Create a red-team test plan for moderation edge cases
Before broad deployment, test jailbreak attempts, policy loopholes, abusive slang, confidential data prompts, and adversarial phrasing. This is especially important for enterprise environments where a single moderation failure can trigger compliance or reputational issues.
Establish data classification rules for community content
Define which channels may contain internal-only, confidential, or customer-sensitive information and restrict assistant behavior accordingly. This helps security teams map AI usage to existing governance models instead of creating a parallel process.
Use a phased rollout with business-unit champions
Recruit respected leaders in support, HR, IT, or customer success to validate use cases and advocate for adoption. A champion model can accelerate rollout while giving executives local feedback on what policies, prompts, and integrations need refinement.
Pro Tips
- *Set confidence thresholds by use case, not globally. FAQ answers can often be automated at lower risk, while moderation actions, policy interpretations, and customer account guidance should require stricter thresholds or human review.
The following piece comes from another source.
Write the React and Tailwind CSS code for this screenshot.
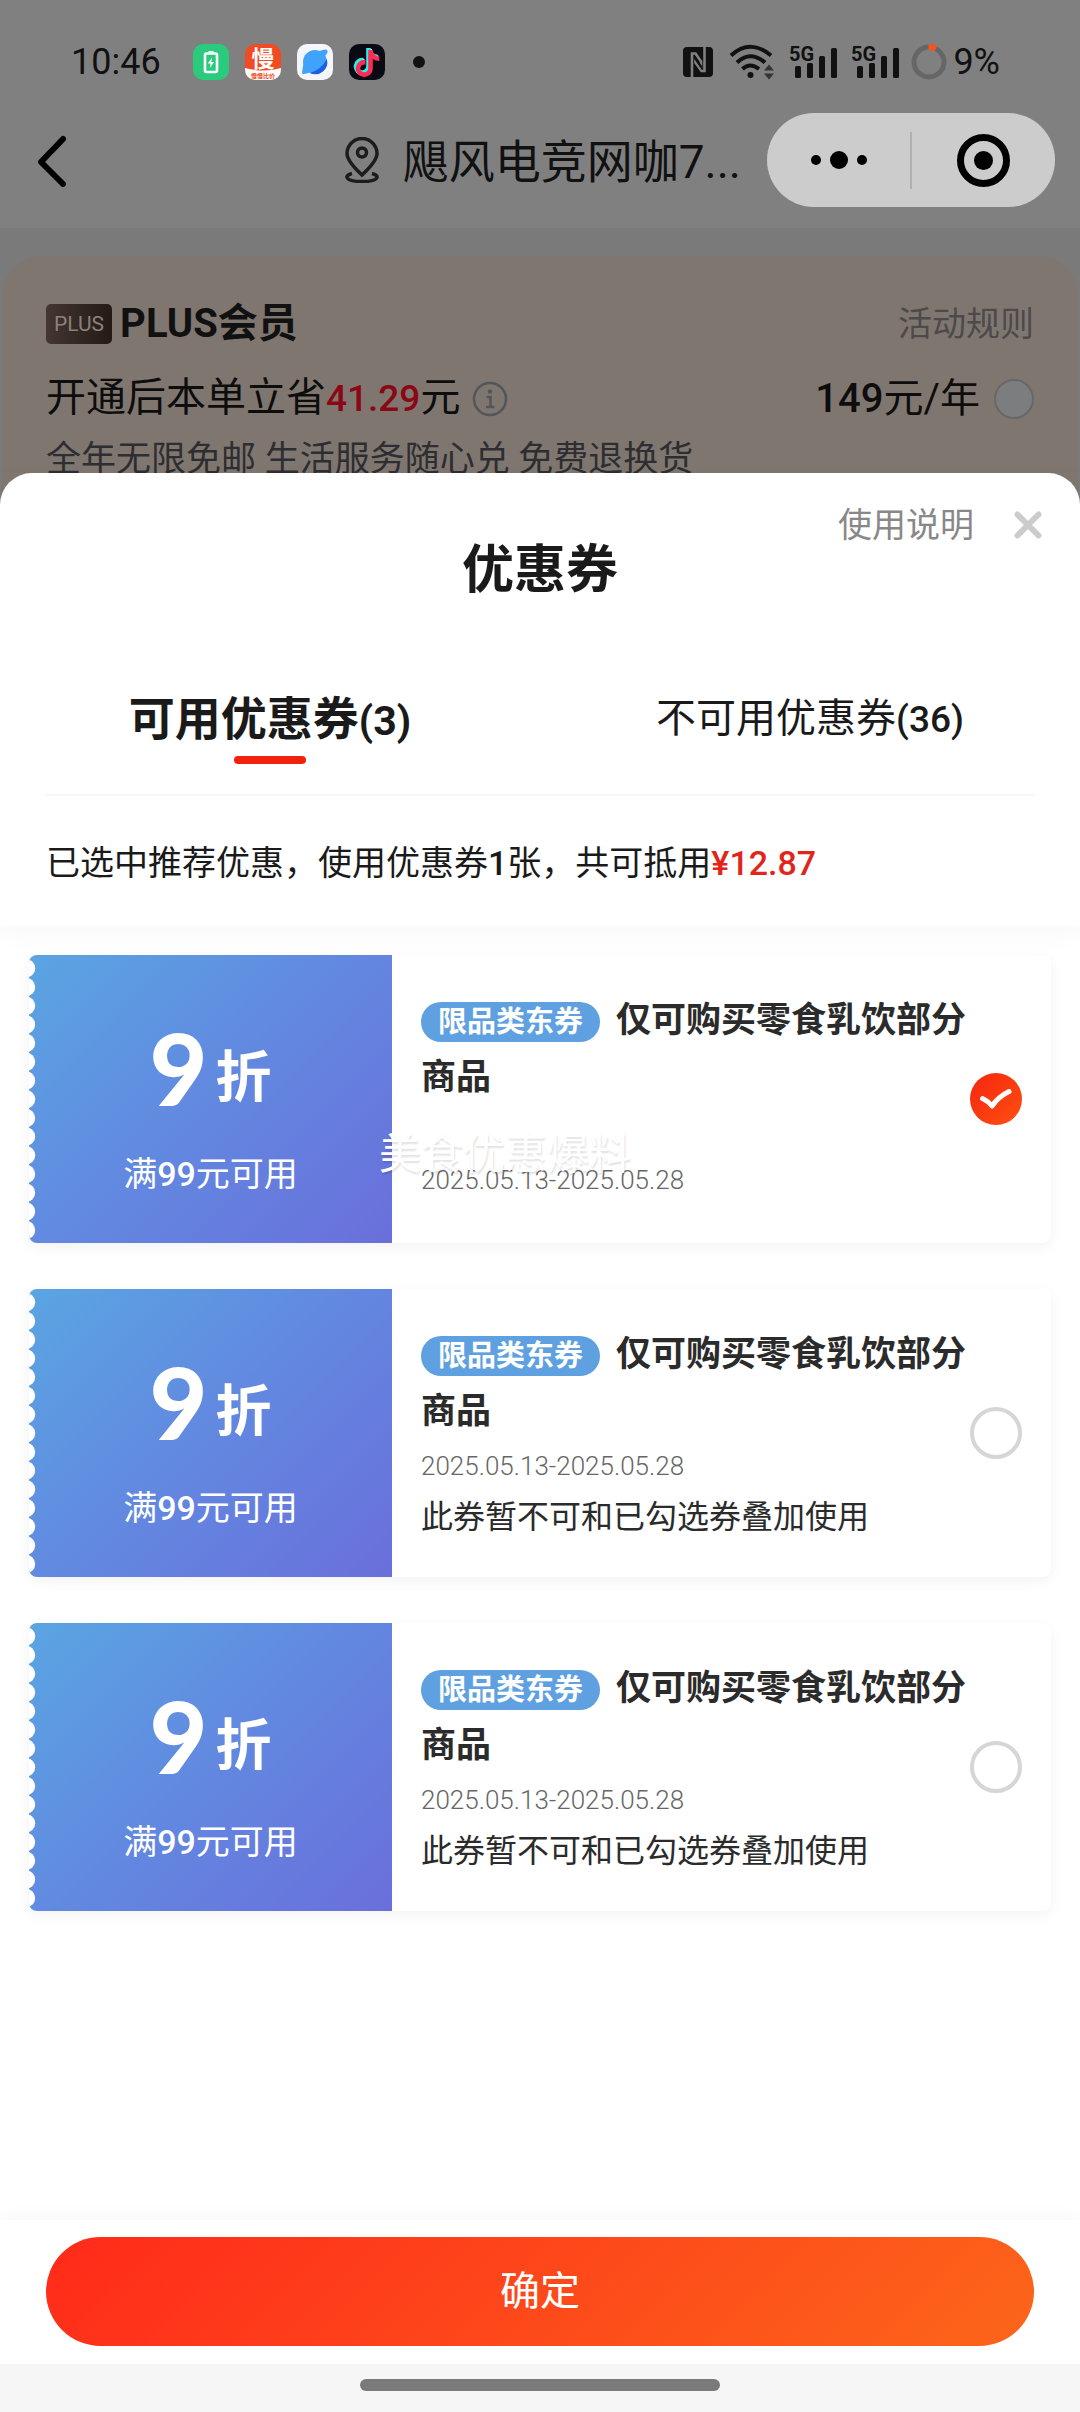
import { useState } from 'react';
import { FaTiktok } from 'react-icons/fa6';

const coupons = [
  { id: 'c1', note: '' },
  { id: 'c2', note: '此券暂不可和已勾选券叠加使用' },
  { id: 'c3', note: '此券暂不可和已勾选券叠加使用' },
];

const notches = Array.from({ length: 15 }, (_, i) => 13.3 + i * 18.7);

function Signal() {
  return (
    <svg viewBox="0 0 46 34" className="h-[34px] w-[46px] overflow-visible" fill="#111">
      <text x="-2" y="16" fontSize="20" fontWeight="700" fontFamily="Roboto, sans-serif">
        5G
      </text>
      <rect x="4" y="21" width="6" height="12" rx="1.5" />
      <rect x="16" y="18" width="6" height="15" rx="1.5" />
      <rect x="28" y="11" width="6" height="22" rx="1.5" />
      <rect x="40" y="3" width="6" height="30" rx="1.5" />
    </svg>
  );
}

function StatusBar() {
  return (
    <div className="flex items-center justify-between pt-[38px] pr-[80px] pl-[71px]">
      <div className="flex h-12 items-center gap-4">
        <span className="mr-4 text-[36px] leading-[48px] text-[#111]">10:46</span>
        <svg viewBox="0 0 36 36" className="size-9">
          <rect width="36" height="36" rx="10" fill="#2acb7c" />
          <rect x="12" y="9.500" width="12" height="18.500" rx="1.500" fill="none" stroke="#fff" strokeWidth="2.600" />
          <rect x="15.500" y="7" width="5" height="3" fill="#fff" />
          <path d="M19 13.500l-4.200 6h2.800l-.8 4.500 4.200-6h-2.800z" fill="#fff" />
        </svg>
        <svg viewBox="0 0 36 36" className="size-9 overflow-visible">
          <rect width="36" height="36" rx="10" fill="#f04b23" />
          <path d="M0 24q18 5 36 0v2a10 10 0 0 1-10 10H10A10 10 0 0 1 0 26z" fill="#fff" />
          <text x="18" y="22.500" fontSize="23" fontWeight="700" textAnchor="middle" fill="#fff" fontFamily="'Noto Sans CJK SC', sans-serif">
            慢
          </text>
          <text x="18" y="34" fontSize="6" fontWeight="700" textAnchor="middle" fill="#f04b23" fontFamily="'Noto Sans CJK SC', sans-serif">
            慢慢比价
          </text>
        </svg>
        <svg viewBox="0 0 36 36" className="size-9">
          <rect width="36" height="36" rx="10" fill="#f4f6f9" />
          <circle cx="18" cy="18" r="12" fill="#3fa3fb" />
          <path d="M29.800 15A12 12 0 0 1 13 29Q25 25 29.800 15z" fill="#1d5fe0" />
          <path d="M22 7q9-3 8.500 0 .5 2-3 5.500zM6.500 20q-2 9-1 10 2 .5 8-2z" fill="#3fa3fb" />
        </svg>
        <div className="grid size-9 place-items-center rounded-[10px] bg-[#0a0a14]">
          <FaTiktok className="col-start-1 row-start-1 size-[27px] -translate-x-px -translate-y-px text-[#25f4ee]" />
          <FaTiktok className="col-start-1 row-start-1 size-[27px] translate-x-px translate-y-px text-[#fe2c55]" />
          <FaTiktok className="col-start-1 row-start-1 size-[27px] text-white" />
        </div>
        <span className="ml-3 size-3 rounded-full bg-[#111]" />
      </div>
      <div className="flex h-12 items-center gap-4">
        <svg viewBox="0 0 30 30" className="size-[30px]">
          <rect width="30" height="30" rx="4" fill="#111" />
          <path d="M9 30V6.500h3.500l5.500 8v6.500" fill="none" stroke="#808080" strokeWidth="2.600" />
          <path d="M21.500 0v24h-3L12.500 15.500v-3" fill="none" stroke="#808080" strokeWidth="2.600" />
          <path d="M12 9l7 10v4l-7-10z" fill="#111" />
        </svg>
        <svg viewBox="0 0 46 36" className="h-9 w-[46px]" fill="none" stroke="#111" strokeWidth="4">
          <path d="M2 11.500Q21-6 42 11.500M8 18.500Q21 6 36 18.500M13.500 25Q21 18 30 25" />
          <circle cx="21.500" cy="31" r="3" fill="#111" stroke="none" />
          <path d="M35 26.500l5-6 5 6zM35 29.500l5 6 5-6z" fill="#333" stroke="none" />
        </svg>
        <Signal />
        <Signal />
        <div className="-ml-1 flex items-center gap-[6px]">
          <svg viewBox="0 0 36 36" className="size-9" fill="none" strokeWidth="5">
            <circle cx="18" cy="18" r="15" stroke="#666" />
            <path d="M17.500 3q4.500 0 7.500 1.700" stroke="#f4551f" strokeWidth="6" />
          </svg>
          <span className="text-[36px] leading-[48px] text-[#111]">9%</span>
        </div>
      </div>
    </div>
  );
}

function NavBar() {
  return (
    <div className="mt-[27px] flex items-center pr-[25px] pl-9 pb-[21px]">
      <button type="button" aria-label="返回">
        <svg viewBox="0 0 32 54" className="h-[54px] w-8" fill="none" stroke="#000" strokeWidth="6" strokeLinecap="round" strokeLinejoin="round">
          <path d="M27 6L5 29l22 22" />
        </svg>
      </button>
      <div className="mr-[26px] flex flex-1 items-center justify-end gap-6">
        <svg viewBox="0 0 34 46" className="h-[46px] w-[34px]" fill="none" stroke="#1c1c1c" strokeWidth="3.500">
          <path d="M17 38Q2 24 2 16.500a15 15 0 0 1 30 0Q32 24 17 38z" />
          <circle cx="17" cy="15.500" r="4.500" />
          <path d="M7 36.500c-4 1-5.500 2.500-5 4 1 3 8 4 15 4s14-1 15-4c.5-1.500-1-3-5-4" />
        </svg>
        <h1 className="pt-1 text-[46px] leading-[60px] text-[#111]">飓风电竞网咖7...</h1>
      </div>
      <div className="flex h-[94px] w-[288px] items-center rounded-full bg-[#ccc]">
        <button type="button" aria-label="更多" className="flex h-full flex-1 items-center justify-center gap-[9px]">
          <span className="size-[10px] rounded-full bg-black" />
          <span className="size-[18px] rounded-full bg-black" />
          <span className="size-[10px] rounded-full bg-black" />
        </button>
        <span className="h-[57px] w-[2px] bg-[#b0b0b0]" />
        <button type="button" aria-label="关闭" className="flex h-full flex-1 items-center justify-center">
          <span className="flex size-[53px] items-center justify-center rounded-full border-[7px] border-black">
            <span className="size-[19px] rounded-full bg-black" />
          </span>
        </button>
      </div>
    </div>
  );
}

function PlusCard() {
  return (
    <div className="mx-[2px] rounded-t-[40px] bg-[#807670] px-11 pt-12 pb-[30px]">
      <div className="flex h-10 items-center justify-between">
        <div className="flex items-center gap-2">
          <span className="rounded-[5px] bg-linear-to-r from-[#443630] to-[#241a16] px-2 text-[21px] leading-[40px] text-[#8b817b]">
            PLUS
          </span>
          <h2 className="text-[40px] font-bold text-[#111]">PLUS会员</h2>
        </div>
        <a href="#rules" className="text-[34px] text-[#4c4a4b]">
          活动规则
        </a>
      </div>
      <div className="mt-[26px] flex items-center justify-between text-[40px] leading-[56px] text-[#0d0d0d]">
        <div className="flex items-center gap-3">
          <p>
            开通后本单立省<span className="text-[37px] font-medium text-[#8a0715]">41.29</span>元
          </p>
          <svg viewBox="0 0 36 36" className="size-9" fill="none" stroke="#52555a" strokeWidth="2.500">
            <circle cx="18" cy="18" r="16" />
            <path d="M14.500 16h4v9.500M14 26h8.500" />
            <circle cx="18" cy="10.500" r="2.200" fill="#52555a" stroke="none" />
          </svg>
        </div>
        <label className="flex items-center gap-[14px]">
          <span>
            <span className="font-medium">149</span>元/年
          </span>
          <input type="radio" className="size-10 appearance-none rounded-full border-2 border-[#66686a] bg-[#7c7d7e]" />
        </label>
      </div>
      <p className="mt-[9px] text-[35px] leading-[48px] text-[#2d2e31]">全年无限免邮 生活服务随心兑 免费退换货</p>
    </div>
  );
}

function Coupon({ note, checked, onChange }) {
  return (
    <label className="flex min-h-[288px] rounded-lg bg-white shadow-[0_4px_14px_rgba(0,0,0,0.05)]">
      <div className="relative flex w-[363px] shrink-0 flex-col items-center overflow-hidden rounded-l-lg bg-linear-[135deg] from-[#5aa5e2] via-[#6288e0] to-[#6a6fdb] text-white">
        <svg className="absolute top-0 left-0 h-[288px] w-2" viewBox="0 0 8 288" fill="#fff">
          {notches.map((y) => (
            <circle key={y} cx="-3" cy={y} r="9.200" />
          ))}
        </svg>
        <div className="mt-14 flex items-end gap-2 font-bold">
          <span className="font-[Lato] text-[100px] leading-[112px] font-black">9</span>
          <span className="text-[56px] leading-[90px]">折</span>
        </div>
        <p className="mt-[27px] text-[34px] leading-[48px]">
          满<span className="font-medium">99</span>元可用
        </p>
      </div>
      <div className="min-w-0 flex-1 pt-[37px] pl-[29px]">
        <div className="text-[35px] leading-[57px] font-bold text-[#2b2b2b]">
          <span className="mr-4 inline-block rounded-full bg-[#5fa1e0] px-[17px] text-[29px] leading-[40px] text-white">
            限品类东券
          </span>
          仅可购买零食乳饮部分商品
        </div>
        <p className={`text-[26px] leading-[36px] font-light text-[#666] ${note ? 'mt-2' : 'mt-14'}`}>2025.05.13-2025.05.28</p>
        {note && <p className="mt-[11px] text-[32px] leading-[44px] text-[#2b2b2b]">{note}</p>}
      </div>
      <div className="mr-[29px] grid place-items-center">
        <input
          type="checkbox"
          checked={checked}
          onChange={onChange}
          className="peer col-start-1 row-start-1 size-[52px] appearance-none rounded-full border-4 border-[#d6d6d6] checked:border-0 checked:bg-linear-[135deg] checked:from-[#f5250f] checked:to-[#ff5010]"
        />
        <svg viewBox="0 0 52 52" className="pointer-events-none col-start-1 row-start-1 size-[52px] opacity-0 peer-checked:opacity-100" fill="none" stroke="#fff" strokeWidth="5" strokeLinecap="round" strokeLinejoin="round">
          <path d="M12.500 25.500Q18 28 22 33 28 24 39 18.500" />
        </svg>
      </div>
    </label>
  );
}

export default function App() {
  const [selected, setSelected] = useState(['c1']);

  const toggle = (id) => {
    setSelected(selected.includes(id) ? selected.filter((item) => item !== id) : [...selected, id]);
  };

  return (
    <div className="flex min-h-screen flex-col bg-[#7a7a7a] font-[Roboto,'Noto_Sans_CJK_SC',sans-serif]">
      <header className="bg-[#808080]">
        <StatusBar />
        <NavBar />
      </header>

      <div className="pt-7">
        <PlusCard />
      </div>

      <section className="relative -mt-[41px] flex flex-1 flex-col rounded-t-[32px] bg-white">
        <div className="relative px-[46px] pt-7 shadow-[0_8px_24px_rgba(0,0,0,0.03)]">
          <div className="-mr-2 flex h-12 items-center justify-end gap-10">
            <a href="#help" className="text-[34px] text-[#888]">
              使用说明
            </a>
            <button type="button" aria-label="关闭优惠券">
              <svg viewBox="0 0 28 28" className="size-7" stroke="#ccc" strokeWidth="6" strokeLinecap="round">
                <path d="M3.500 3.500l21 21M24.500 3.500l-21 21" />
              </svg>
            </button>
          </div>
          <h2 className="-mt-2 text-center text-[52px] leading-[60px] font-bold text-[#1a1a1a]">优惠券</h2>
          <div className="-mx-[46px] mt-[88px] flex pb-[30px] leading-[60px] text-[#1a1a1a]">
            <button type="button" className="flex flex-1 flex-col items-center gap-[5px] text-[46px] font-bold">
              <span>
                可用优惠券<span className="text-[41px]">(3)</span>
              </span>
              <span className="h-2 w-[72px] rounded-full bg-[#f2210e]" />
            </button>
            <button type="button" className="flex flex-1 flex-col items-center text-[40px]">
              <span>
                不可用优惠券<span className="text-[37px] font-medium">(36)</span>
              </span>
            </button>
          </div>
          <p className="border-t-2 border-[#f6f6f6] pt-[43px] pb-[39px] text-[34px] leading-[48px] text-[#1a1a1a]">
            已选中推荐优惠，使用优惠券<span className="font-medium">1</span>张，共可抵用
            <span className="font-medium text-[#e1251b]">¥12.87</span>
          </p>
        </div>

        <div className="relative flex flex-1 flex-col gap-[46px] px-[29px] pt-[29px] pb-12">
          {coupons.map(({ id, note }) => (
            <Coupon key={id} note={note} checked={selected.includes(id)} onChange={() => toggle(id)} />
          ))}
          <span className="pointer-events-none absolute top-[201px] left-[379px] text-[42px] leading-[56px] text-white [text-shadow:1px_2px_2px_rgba(0,0,0,0.12)]">
            美食优惠爆料
          </span>
        </div>

        <div className="bg-white px-[46px] pt-[17px] pb-[18px] shadow-[0_-4px_16px_rgba(0,0,0,0.03)]">
          <button type="button" className="h-[109px] w-full rounded-full bg-linear-[135deg] from-[#ff2a1a] to-[#fc661a] text-[40px] text-white">
            确定
          </button>
        </div>
        <div className="flex h-12 items-start justify-center bg-[#f6f6f6] pt-[15px]">
          <span className="h-3 w-1/3 rounded-full bg-[#7a7a7a]" />
        </div>
      </section>
    </div>
  );
}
- *Log every escalation with structured fields such as channel, policy type, resolution owner, and turnaround time. This makes it possible to prove ROI, identify weak documentation, and support compliance audits without manual reconstruction.
- *Run a 30-day pilot with baseline metrics before turning on automation. Capture current response time, unanswered thread rate, moderator hours, and incident volume so leadership can compare AI-assisted results against a real starting point.
- *Limit source content to approved knowledge bases and policy documents for production channels. Avoid letting the assistant pull from uncontrolled community history alone, because outdated or noncompliant answers can spread quickly at enterprise scale.
- *Review edge-case transcripts weekly with moderators, legal, and security stakeholders during the first rollout phase. This cross-functional feedback loop catches governance gaps early and improves trust in the deployment.